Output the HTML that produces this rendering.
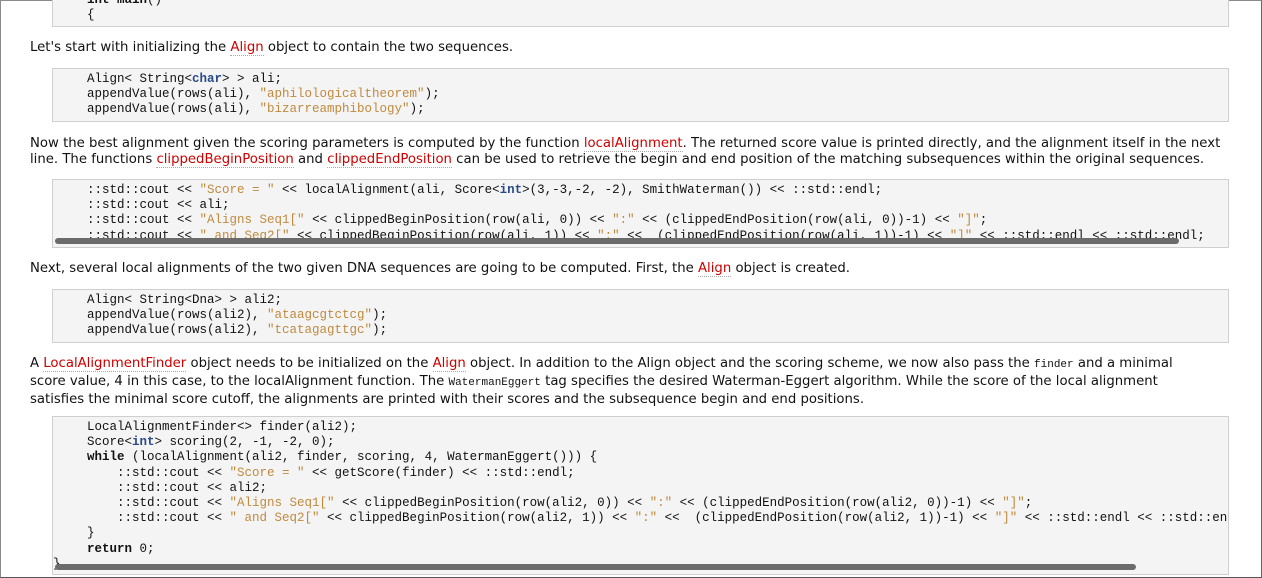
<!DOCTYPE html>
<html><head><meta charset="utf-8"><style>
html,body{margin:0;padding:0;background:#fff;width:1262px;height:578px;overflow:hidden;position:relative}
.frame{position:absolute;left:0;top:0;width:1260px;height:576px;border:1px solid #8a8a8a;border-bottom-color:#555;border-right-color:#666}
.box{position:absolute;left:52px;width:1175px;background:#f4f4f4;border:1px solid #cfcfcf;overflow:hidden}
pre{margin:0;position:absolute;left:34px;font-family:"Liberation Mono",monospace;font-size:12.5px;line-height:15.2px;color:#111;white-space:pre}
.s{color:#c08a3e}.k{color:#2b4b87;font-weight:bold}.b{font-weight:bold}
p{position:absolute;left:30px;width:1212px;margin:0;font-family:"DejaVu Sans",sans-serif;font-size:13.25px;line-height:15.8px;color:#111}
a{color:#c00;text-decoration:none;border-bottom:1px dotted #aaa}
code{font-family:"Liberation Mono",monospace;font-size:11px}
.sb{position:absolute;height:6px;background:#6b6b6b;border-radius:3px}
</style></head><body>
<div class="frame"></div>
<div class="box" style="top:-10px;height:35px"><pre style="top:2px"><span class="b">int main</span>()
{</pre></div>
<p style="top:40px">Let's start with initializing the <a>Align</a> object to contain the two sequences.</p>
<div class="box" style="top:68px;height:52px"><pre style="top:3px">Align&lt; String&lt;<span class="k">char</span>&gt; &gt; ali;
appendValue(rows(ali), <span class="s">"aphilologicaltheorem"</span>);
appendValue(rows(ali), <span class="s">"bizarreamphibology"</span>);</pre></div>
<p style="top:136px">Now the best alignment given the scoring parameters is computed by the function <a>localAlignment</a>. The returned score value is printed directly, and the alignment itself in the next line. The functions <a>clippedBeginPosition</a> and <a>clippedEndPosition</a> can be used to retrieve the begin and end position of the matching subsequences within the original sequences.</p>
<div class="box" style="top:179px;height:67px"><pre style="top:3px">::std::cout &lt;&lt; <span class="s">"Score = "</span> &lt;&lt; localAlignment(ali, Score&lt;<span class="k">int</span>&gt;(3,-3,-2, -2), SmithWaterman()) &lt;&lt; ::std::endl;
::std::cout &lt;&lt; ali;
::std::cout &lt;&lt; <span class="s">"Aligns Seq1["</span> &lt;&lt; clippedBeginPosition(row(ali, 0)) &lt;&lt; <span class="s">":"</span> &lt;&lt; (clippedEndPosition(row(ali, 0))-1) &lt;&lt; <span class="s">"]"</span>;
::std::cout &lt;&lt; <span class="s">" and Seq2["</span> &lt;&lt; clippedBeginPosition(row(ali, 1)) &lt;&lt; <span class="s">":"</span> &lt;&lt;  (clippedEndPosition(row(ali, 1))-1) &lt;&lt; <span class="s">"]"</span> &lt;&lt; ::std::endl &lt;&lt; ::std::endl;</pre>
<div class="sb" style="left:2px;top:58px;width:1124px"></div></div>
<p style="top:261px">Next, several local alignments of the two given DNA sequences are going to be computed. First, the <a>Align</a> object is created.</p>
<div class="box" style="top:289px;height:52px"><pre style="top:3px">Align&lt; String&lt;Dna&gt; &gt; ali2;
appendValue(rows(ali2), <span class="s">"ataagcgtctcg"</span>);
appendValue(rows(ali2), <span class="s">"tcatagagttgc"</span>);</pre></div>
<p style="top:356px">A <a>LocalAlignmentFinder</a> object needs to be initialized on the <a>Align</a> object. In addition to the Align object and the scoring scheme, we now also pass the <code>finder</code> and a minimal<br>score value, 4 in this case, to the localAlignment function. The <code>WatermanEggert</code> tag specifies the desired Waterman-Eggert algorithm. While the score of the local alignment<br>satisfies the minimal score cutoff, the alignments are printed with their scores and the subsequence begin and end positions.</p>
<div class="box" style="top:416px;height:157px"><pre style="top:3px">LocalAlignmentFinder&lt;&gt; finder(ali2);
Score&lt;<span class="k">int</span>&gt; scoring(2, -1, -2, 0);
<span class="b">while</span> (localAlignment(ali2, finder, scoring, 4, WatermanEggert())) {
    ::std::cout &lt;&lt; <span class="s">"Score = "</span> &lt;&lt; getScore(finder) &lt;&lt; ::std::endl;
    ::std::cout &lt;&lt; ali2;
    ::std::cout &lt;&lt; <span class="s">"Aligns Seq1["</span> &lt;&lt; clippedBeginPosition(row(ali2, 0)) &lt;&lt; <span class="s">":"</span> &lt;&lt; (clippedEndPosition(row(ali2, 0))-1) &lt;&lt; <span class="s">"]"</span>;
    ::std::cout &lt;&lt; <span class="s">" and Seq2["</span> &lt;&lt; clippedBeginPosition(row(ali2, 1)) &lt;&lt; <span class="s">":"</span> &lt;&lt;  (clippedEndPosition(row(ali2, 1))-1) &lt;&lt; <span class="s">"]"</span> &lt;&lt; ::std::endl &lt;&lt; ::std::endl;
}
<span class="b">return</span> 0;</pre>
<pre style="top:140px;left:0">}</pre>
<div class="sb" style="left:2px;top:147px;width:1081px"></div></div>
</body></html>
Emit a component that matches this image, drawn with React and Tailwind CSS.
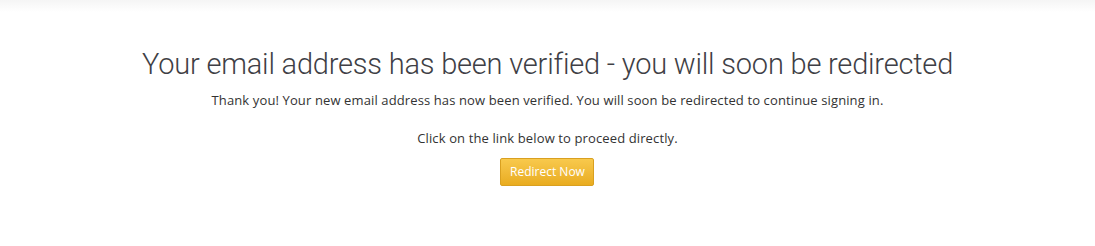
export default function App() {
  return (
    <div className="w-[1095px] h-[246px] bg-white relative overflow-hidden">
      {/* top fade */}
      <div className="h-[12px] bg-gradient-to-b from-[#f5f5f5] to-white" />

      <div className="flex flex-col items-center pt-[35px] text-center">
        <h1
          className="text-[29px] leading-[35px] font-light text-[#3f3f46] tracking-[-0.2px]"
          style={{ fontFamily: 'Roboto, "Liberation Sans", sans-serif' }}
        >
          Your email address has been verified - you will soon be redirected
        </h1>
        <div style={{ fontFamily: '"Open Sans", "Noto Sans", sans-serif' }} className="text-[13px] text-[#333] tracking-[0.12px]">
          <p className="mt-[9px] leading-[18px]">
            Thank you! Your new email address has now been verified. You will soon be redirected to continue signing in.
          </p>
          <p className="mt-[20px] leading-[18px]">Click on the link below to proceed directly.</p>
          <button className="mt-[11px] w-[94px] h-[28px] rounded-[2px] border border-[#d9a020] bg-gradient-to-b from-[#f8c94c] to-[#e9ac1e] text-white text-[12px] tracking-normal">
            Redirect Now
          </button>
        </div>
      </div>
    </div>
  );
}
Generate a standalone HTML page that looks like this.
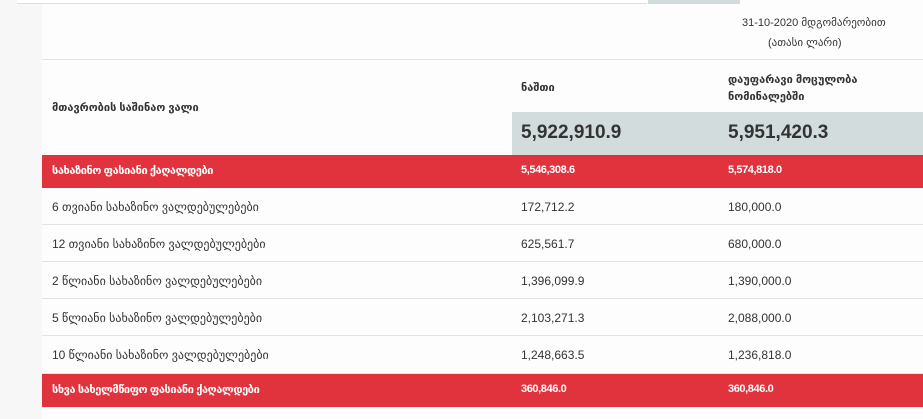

-.-.-

→ Challenge
Nothing but the lines from the line containing "Emit a component" through the last line of the records above is to be extracted, exactly and with no pictures.

→ Full response
Emit a component that matches this image, drawn with React and Tailwind CSS.
export default function App() {
  return (
    <div className="w-[1095px] h-[246px] bg-white relative overflow-hidden">
      {/* top fade */}
      <div className="h-[12px] bg-gradient-to-b from-[#f5f5f5] to-white" />

      <div className="flex flex-col items-center pt-[35px] text-center">
        <h1
          className="text-[29px] leading-[35px] font-light text-[#3f3f46] tracking-[-0.2px]"
          style={{ fontFamily: 'Roboto, "Liberation Sans", sans-serif' }}
        >
          Your email address has been verified - you will soon be redirected
        </h1>
        <div style={{ fontFamily: '"Open Sans", "Noto Sans", sans-serif' }} className="text-[13px] text-[#333] tracking-[0.12px]">
          <p className="mt-[9px] leading-[18px]">
            Thank you! Your new email address has now been verified. You will soon be redirected to continue signing in.
          </p>
          <p className="mt-[20px] leading-[18px]">Click on the link below to proceed directly.</p>
          <button className="mt-[11px] w-[94px] h-[28px] rounded-[2px] border border-[#d9a020] bg-gradient-to-b from-[#f8c94c] to-[#e9ac1e] text-white text-[12px] tracking-normal">
            Redirect Now
          </button>
        </div>
      </div>
    </div>
  );
}
Generate a standalone HTML page that looks like this.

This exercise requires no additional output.